こうしたメガトレンドに呼応して、IT業界等関連するセクターで物流関連への大規模な投資が進められます。中国の電子商取引会社アリババ・グループは2020年までに物流・サポートの両事業に160億ドルを投資して小売業界に大変革を起こすとしています。これに伴って巨大な内陸部の市場が開かれ、数億人が新たな顧客になるとのこと。ウォール街のアナリストは今後5年以内に中国の全小売販売に占めるネットの比率が2012年の6%程度から20%に高まると予想しているようです。
中国本土の大規模ショッピングモール
こうしたE-commerce勢の攻勢に対して、既存の大規模商業モール事業者も反転攻勢をかけています。大規模ショッピングモールは筆者が「グローバル・アーキテクチャー」の構成要素の三つ目として掲げたものです。巨大な港湾インフラを起点とし動脈系インフラを経由して移動してきた物資は、大規模物流施設に貯蔵され、e-Commerceで消費者の手元に直接届けられるか、あるいは、大規模メガ商業モールを介して中国の膨大な消費者に届けられる、大きくこれらの二つのチャンネルがあるといえるでしょう。後者のルートでは、単に日常物資や嗜好品を販売する場としてのショッピングセンターの機能を大きく超えて、中国の台頭する中間層にとっての時間消費の場としての機能が肥大化している、という印象です。
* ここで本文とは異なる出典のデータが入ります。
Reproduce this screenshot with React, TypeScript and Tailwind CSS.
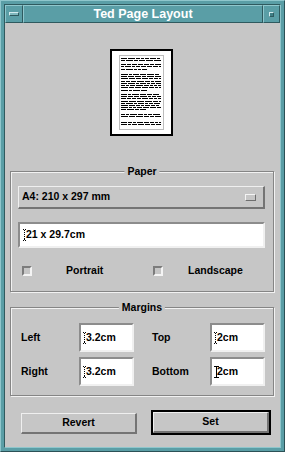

中国における大規模ショッピングモールの保有者・運営者としては、2014年に上場した大連萬達(Dalian Wanda)はとりわけユニークな存在です。大連萬達は中国全土にショッピングセンターを90か所以上保有しており、また、米国の映画配給会社や英国のヨット会社を買収する等今後商業施設とエンターテイメント関連施設を融合させた、不動産・エンターテイメント事業コングロマリットを志向していて、日本で強いていうと、イオンモール、TOHOシネマズ、アパホテルグループが融合したようなユニークな事業ポートフォリオでした。創業者兼董事長の王健林氏は軍人出身ですが、市場経済化の波が押し寄せた1980年代前半に大連市政府に転職、市政府系の不動産企業を譲り受けたことが大連萬達の母体となります。王氏は2015年のBloombergによる世界の富豪ランキングでアジア1位、約3兆8千億円の資産を持つといわれています。2017年頃には中国国内のホテル77棟とテーマパークを売却し中国から巧みに足抜けしたと言われています。
ちなみに2018年のForbesの中国富豪ランキングでは、1位がアリババのジャック・マー、3位が不動産大手の恒大集団の許家印、4位が大連万達の王健林、となっていてまさに不動産×e-Commerceの大構造変化の最中にある中国といえます。
大連萬達は拡大させている映画コンテンツの自社ショッピングモール・シネコンへの導入とともに、テンセントやバイドゥといった中国大手のネット事業者と組み、電子商取引プラットフォームの開発に着手、オンラインで築いた影響力をオフラインの世界にまで拡げようとするアリババの動きに対抗したものとみられています。米国では、郊外の大規模ショッピングセンターをデータセンターに転用する動きが進んでいるといわれており、オンラインショッピングの普及に伴いショッピングセンターのテナント確保が構造的に厳しくなってきているのだと言われていますが、中国では、大規模な駐車場を備えショッピングから映画まであらゆる娯楽を提供する巨大モールの客足は依然強いようであり、台頭する中間層の分厚いニーズに支えられ、しばらくは堅調な事業パフォーマンスが期待されているようです。